It's getting to where I'm afraid to even pick up the paper!
All around the globe, it just seems to me that things are crazy, ya know?
Grandmother staggered after council refuses to collect her bins because weeds had soil on them
By James Tozer
Last updated at 1:27 AM on 23rd April 2011
After giving her garden a good spring clean with the help of her grandson, Kay McIntyre dutifully tossed the uprooted weeds into the green waste bin.
But the 74-year-old was amazed when binmen refused to collect it – because they claimed the plants had too much mud stuck to their roots.
When she complained, Mrs McIntyre did not receive an apology but was instead visited by a ‘community recycling officer’, who was sent to sift through her wheelie-bin and examine just how dirty its contents were.

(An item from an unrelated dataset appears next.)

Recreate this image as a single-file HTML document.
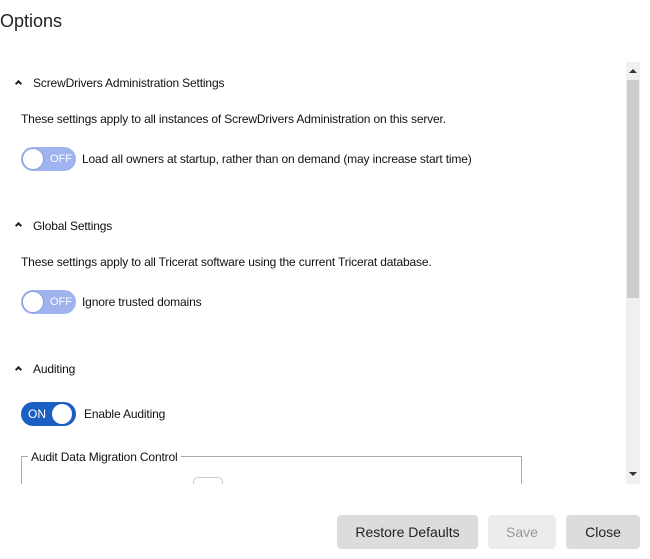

Yesterday the grandmother said she was ‘staggered’ by the bureaucracy which had gone into handling her well-intentioned recycling drive, after officials finally relented and arranged for her bin to be emptied.
Mrs McIntyre’s son Andy, father of her gardening helper, eight-year-old Jack, added: ‘It’s the lunatics in charge of the asylum. Are we going to be asked to wash our weeds next?
‘This is council taxpayers’ money. That’s why councils are in the mess they are in.
‘There’s someone sitting there thinking of parameters for weeds and soil. It’s utter madness.’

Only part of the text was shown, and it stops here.